Use of Structured Products in Reserves Management

By Violet Chatsika
2007
The recent rise in reserves, general economic developments and availability of portfolio management tools in the MEFMI region have put the central banks in a more favourable position to consider use of investments products traditionally viewed as complex. Not surprising, most of the central banks in the region are seeking for ways to enhance return from their reserves management.

Analysis of the region’s reserves management approach shows that reserves are not managed at their optimal levels in most central banks. This is mainly due to overemphasis by central banks on liquidity objective which results in investing in suboptimal assets. This paper has attempted to break new grounds in exploring a new and fast-growing financial instrument known as structured product, as a potential reserve asset to enhance return in the MEFMI region. Structured products are composites of different conventional assets, such as bonds, currencies, equities or commodities, and derivatives instruments moulded into a single package. These products can guarantee capital or income and offer the opportunity to add value not only in rising markets but also in flat or falling market.

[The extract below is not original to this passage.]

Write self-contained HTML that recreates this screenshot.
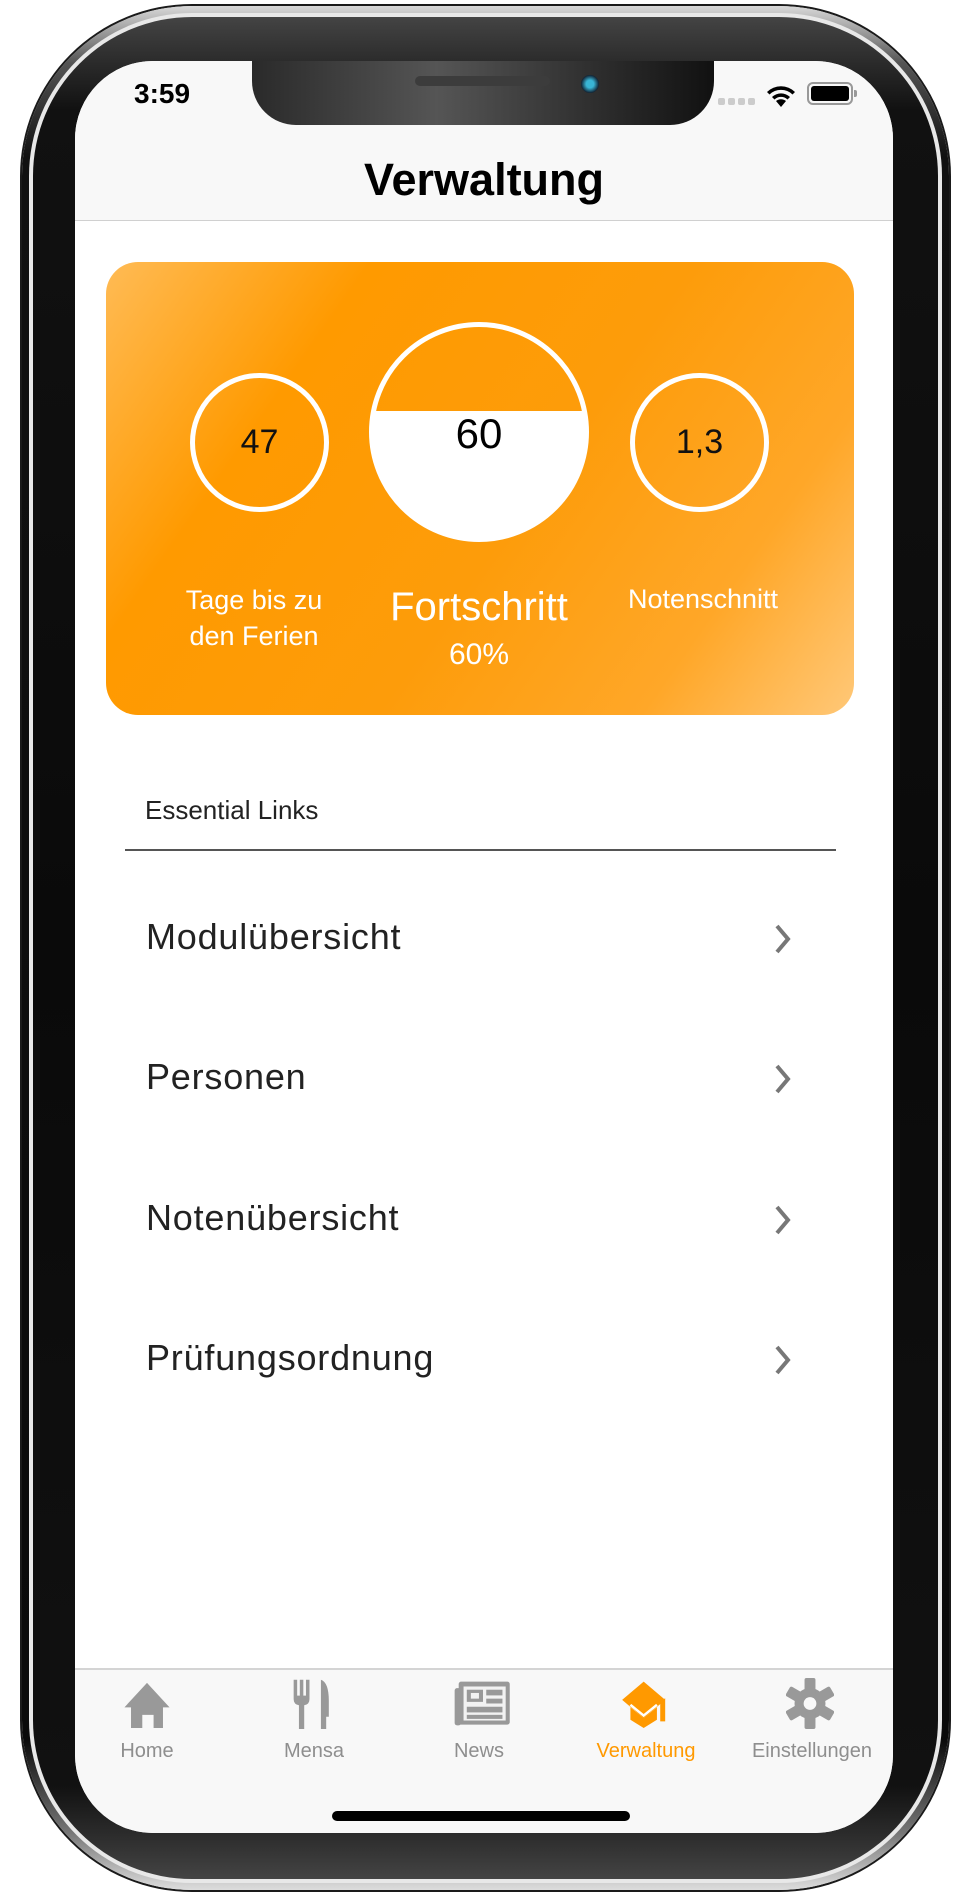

Inclusion of derivatives or option-like securities, such as structured products, complicates the normal linear relationship between the performance of the individual assets and the total portfolio by producing non-linear risk and return outcomes. Market scenarios generated through a Monte Carlo process where structured products are included in a portfolio, show improved return and reduced risk. This is due to the fact that a portfolio manager is at liberty to include structured products with low correction with other assets in his portfolio. The result is a shift of the whole efficient frontier curve upwards/leftwards.

Market size and key players are some of the weaknesses identified for structured products. Despites the products being is existence since in 1970s, their acceptability and growth has been slow. Since most structured products are traded privately, over the counter, rather than on a stock exchange, it is difficult to obtain reliable data relating to the overall size of the market and trading volumes.

The paper concludes with the opinion that structured products can potentially enhance return and reduce risk in reserves portfolio. This would be a better alternative to increasing duration (exposure to interest rate risk) in pursuit of higher returns.